Developments in offshore wind aim to reduce the cost of energy even further. Many of the innovations are driven by an increasing size of the wind turbine power and energy per unit. As a consequence the turbine blades become larger and more flexible. In the past only the in-plane and out-of-plane deformations of the blade were taken into account in aeroelastic analyses. However, as the length of the blades increase the torsional deformation becomes more and more important for an optimal power production, load reductions and the avoidance of aeroelastic instabilities like flutter.
Improved modelling and torsional flexibilty
The objective of the project is to enable more accurate designs of wind turbine blades by improved modelling and validation of torsional flexibility. The added value of more accurate blade torsion calculations increases significantly for larger and thus more flexible blades. The levelized cost of electricity (LCOE) is reduced by less use of blade material because of reduced loads and an increased yield of energy (AEP) due to an optimal aeroelastic blade design with respect to power production.
The activities in the VaStBlade project include:
- The development of improved structural blade (torsion) models
- Tests of two blades on the test rig of the WMC. An EWT blade and a GE blade.

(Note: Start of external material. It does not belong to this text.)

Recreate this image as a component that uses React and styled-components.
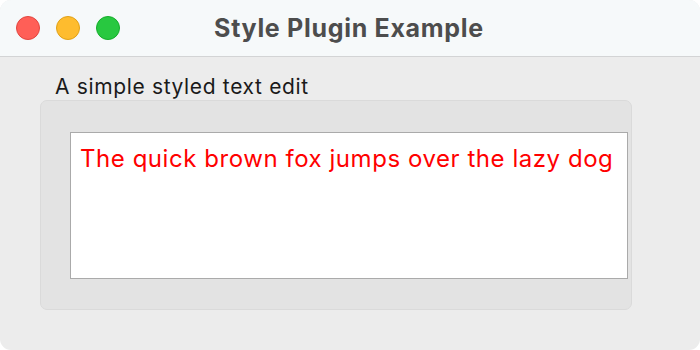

On the GE blade the systems of SSB Wind Systems and Technobis tft-fos are installed to measure the torsional deformation.
- On-site blade deformation tests on a GE prototype using the systems of SSB Wind Systems and Technobis tft-fos to measure the torsional deformation.
- Validation of the aeroelastic codes from TNO and WMC using measurements.
- Design of 10MW wind turbine blade applying the gained knowledge on torsional structural behaviour and the validated tools.
The result of the VaStBlades project are datasets with unique validation data, an improved structural blade model, validated aeroelastic tools and a 10MW wind turbine blade design.